> _Stated problem_:
Transcribe everything in the data word for word. Pictures are left out.

+++++

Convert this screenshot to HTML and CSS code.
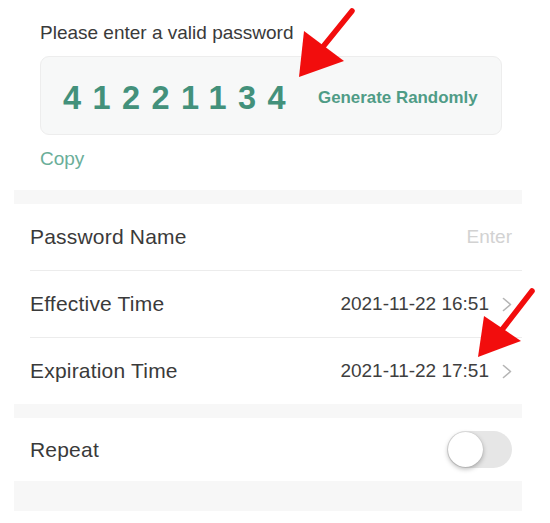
FILE: index.html
```html
<!DOCTYPE html>
<html>
<head>
<meta charset="utf-8">
<link rel="stylesheet" href="styles.css">
</head>
<body>
<div class="page">
  <section class="pw-section">
    <div class="pw-title">Please enter a valid password</div>
    <div class="pw-box">
      <span class="pw-digits">41221134</span>
      <span class="pw-generate">Generate Randomly</span>
    </div>
    <div class="pw-copy">Copy</div>
  </section>
  <div class="band band-top"></div>
  <div class="group">
    <div class="row">
      <span class="row-label">Password Name</span>
      <span class="row-placeholder">Enter</span>
    </div>
    <div class="row">
      <span class="row-label">Effective Time</span>
      <span class="row-value">2021-11-22 16:51
        <svg class="chev" width="10" height="15" viewBox="0 0 10 15"><polyline points="1.5,1.5 8.5,7.5 1.5,13.5" fill="none" stroke="#b5b5b5" stroke-width="1.6" stroke-linecap="round" stroke-linejoin="round"/></svg>
      </span>
    </div>
    <div class="row row-last">
      <span class="row-label">Expiration Time</span>
      <span class="row-value">2021-11-22 17:51
        <svg class="chev" width="10" height="15" viewBox="0 0 10 15"><polyline points="1.5,1.5 8.5,7.5 1.5,13.5" fill="none" stroke="#b5b5b5" stroke-width="1.6" stroke-linecap="round" stroke-linejoin="round"/></svg>
      </span>
    </div>
  </div>
  <div class="band band-mid"></div>
  <div class="row row-repeat">
    <span class="row-label">Repeat</span>
    <span class="toggle"><span class="knob"></span></span>
  </div>
  <div class="band band-bottom"></div>
</div>
<svg class="annot" width="550" height="523" viewBox="0 0 550 523">
  <line x1="352" y1="11" x2="322" y2="48" stroke="#f20d0d" stroke-width="5.5" stroke-linecap="round"/>
  <polygon points="304,31 344,61 299,77" fill="#f20d0d"/>
  <line x1="532" y1="291" x2="501" y2="331" stroke="#f20d0d" stroke-width="5.5" stroke-linecap="round"/>
  <polygon points="484,316 521,341 478,357" fill="#f20d0d"/>
</svg>
</body>
</html>
```
FILE: styles.css
```css
html, body {
  margin: 0;
  padding: 0;
  background: #ffffff;
}
body {
  font-family: "Liberation Sans", Arial, sans-serif;
  color: #333333;
  position: relative;
  width: 550px;
  height: 523px;
  overflow: hidden;
}
.page {
  width: 508px;
  margin-left: 14px;
}
.pw-section {
  padding: 22px 20px 20px 26px;
}
.pw-title {
  font-size: 19px;
  line-height: 22px;
  color: #3a3a3a;
}
.pw-box {
  margin-top: 12px;
  height: 79px;
  box-sizing: border-box;
  border: 1px solid #ededed;
  border-radius: 9px;
  background: #f7f8f8;
  display: flex;
  align-items: center;
  padding: 4px 0 0 22px;
}
.pw-digits {
  font-size: 32.5px;
  line-height: 32px;
  font-weight: bold;
  letter-spacing: 11.4px;
  color: #43917b;
}
.pw-generate {
  margin-left: 21px;
  font-size: 16.9px;
  font-weight: bold;
  color: #4f9c86;
}
.pw-copy {
  margin-top: 13px;
  font-size: 19px;
  line-height: 22px;
  color: #6aae99;
}
.band {
  background: #f7f7f7;
}
.band-top { height: 14px; }
.band-mid { height: 14px; }
.band-bottom { height: 30px; }
.group {
  display: flex;
  flex-direction: column;
}
.row {
  height: 66px;
  margin-left: 16px;
  padding-right: 10px;
  display: flex;
  align-items: center;
  justify-content: space-between;
  border-bottom: 1px solid #ececec;
}
.row-last {
  border-bottom: none;
}
.row-repeat {
  height: 63px;
  border-bottom: none;
}
.row-label {
  font-size: 21px;
  color: #3a3a3a;
  letter-spacing: 0.2px;
}
.row-placeholder {
  font-size: 19px;
  color: #d2d2d2;
}
.row-value {
  font-size: 19px;
  color: #3e3e3e;
  display: flex;
  align-items: center;
  gap: 13px;
}
.chev {
  display: block;
}
.toggle {
  width: 65px;
  height: 37px;
  border-radius: 19px;
  background: #e6e6e6;
  display: flex;
  align-items: center;
  padding-left: 1px;
  box-sizing: border-box;
}
.knob {
  width: 35px;
  height: 35px;
  border-radius: 50%;
  background: #ffffff;
  box-shadow: 0 2px 5px rgba(0,0,0,0.28), 0 0 1px rgba(0,0,0,0.2);
}
.annot {
  position: absolute;
  left: 0;
  top: 0;
  pointer-events: none;
}
```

+++++

> _Result_:
Convert this screenshot to HTML and CSS code.
FILE: index.html
```html
<!DOCTYPE html>
<html>
<head>
<meta charset="utf-8">
<link rel="stylesheet" href="styles.css">
</head>
<body>
<div class="page">
  <section class="pw-section">
    <div class="pw-title">Please enter a valid password</div>
    <div class="pw-box">
      <span class="pw-digits">41221134</span>
      <span class="pw-generate">Generate Randomly</span>
    </div>
    <div class="pw-copy">Copy</div>
  </section>
  <div class="band band-top"></div>
  <div class="group">
    <div class="row">
      <span class="row-label">Password Name</span>
      <span class="row-placeholder">Enter</span>
    </div>
    <div class="row">
      <span class="row-label">Effective Time</span>
      <span class="row-value">2021-11-22 16:51
        <svg class="chev" width="10" height="15" viewBox="0 0 10 15"><polyline points="1.5,1.5 8.5,7.5 1.5,13.5" fill="none" stroke="#b5b5b5" stroke-width="1.6" stroke-linecap="round" stroke-linejoin="round"/></svg>
      </span>
    </div>
    <div class="row row-last">
      <span class="row-label">Expiration Time</span>
      <span class="row-value">2021-11-22 17:51
        <svg class="chev" width="10" height="15" viewBox="0 0 10 15"><polyline points="1.5,1.5 8.5,7.5 1.5,13.5" fill="none" stroke="#b5b5b5" stroke-width="1.6" stroke-linecap="round" stroke-linejoin="round"/></svg>
      </span>
    </div>
  </div>
  <div class="band band-mid"></div>
  <div class="row row-repeat">
    <span class="row-label">Repeat</span>
    <span class="toggle"><span class="knob"></span></span>
  </div>
  <div class="band band-bottom"></div>
</div>
<svg class="annot" width="550" height="523" viewBox="0 0 550 523">
  <line x1="352" y1="11" x2="322" y2="48" stroke="#f20d0d" stroke-width="5.5" stroke-linecap="round"/>
  <polygon points="304,31 344,61 299,77" fill="#f20d0d"/>
  <line x1="532" y1="291" x2="501" y2="331" stroke="#f20d0d" stroke-width="5.5" stroke-linecap="round"/>
  <polygon points="484,316 521,341 478,357" fill="#f20d0d"/>
</svg>
</body>
</html>
```
FILE: styles.css
```css
html, body {
  margin: 0;
  padding: 0;
  background: #ffffff;
}
body {
  font-family: "Liberation Sans", Arial, sans-serif;
  color: #333333;
  position: relative;
  width: 550px;
  height: 523px;
  overflow: hidden;
}
.page {
  width: 508px;
  margin-left: 14px;
}
.pw-section {
  padding: 22px 20px 20px 26px;
}
.pw-title {
  font-size: 19px;
  line-height: 22px;
  color: #3a3a3a;
}
.pw-box {
  margin-top: 12px;
  height: 79px;
  box-sizing: border-box;
  border: 1px solid #ededed;
  border-radius: 9px;
  background: #f7f8f8;
  display: flex;
  align-items: center;
  padding: 4px 0 0 22px;
}
.pw-digits {
  font-size: 32.5px;
  line-height: 32px;
  font-weight: bold;
  letter-spacing: 11.4px;
  color: #43917b;
}
.pw-generate {
  margin-left: 21px;
  font-size: 16.9px;
  font-weight: bold;
  color: #4f9c86;
}
.pw-copy {
  margin-top: 13px;
  font-size: 19px;
  line-height: 22px;
  color: #6aae99;
}
.band {
  background: #f7f7f7;
}
.band-top { height: 14px; }
.band-mid { height: 14px; }
.band-bottom { height: 30px; }
.group {
  display: flex;
  flex-direction: column;
}
.row {
  height: 66px;
  margin-left: 16px;
  padding-right: 10px;
  display: flex;
  align-items: center;
  justify-content: space-between;
  border-bottom: 1px solid #ececec;
}
.row-last {
  border-bottom: none;
}
.row-repeat {
  height: 63px;
  border-bottom: none;
}
.row-label {
  font-size: 21px;
  color: #3a3a3a;
  letter-spacing: 0.2px;
}
.row-placeholder {
  font-size: 19px;
  color: #d2d2d2;
}
.row-value {
  font-size: 19px;
  color: #3e3e3e;
  display: flex;
  align-items: center;
  gap: 13px;
}
.chev {
  display: block;
}
.toggle {
  width: 65px;
  height: 37px;
  border-radius: 19px;
  background: #e6e6e6;
  display: flex;
  align-items: center;
  padding-left: 1px;
  box-sizing: border-box;
}
.knob {
  width: 35px;
  height: 35px;
  border-radius: 50%;
  background: #ffffff;
  box-shadow: 0 2px 5px rgba(0,0,0,0.28), 0 0 1px rgba(0,0,0,0.2);
}
.annot {
  position: absolute;
  left: 0;
  top: 0;
  pointer-events: none;
}
```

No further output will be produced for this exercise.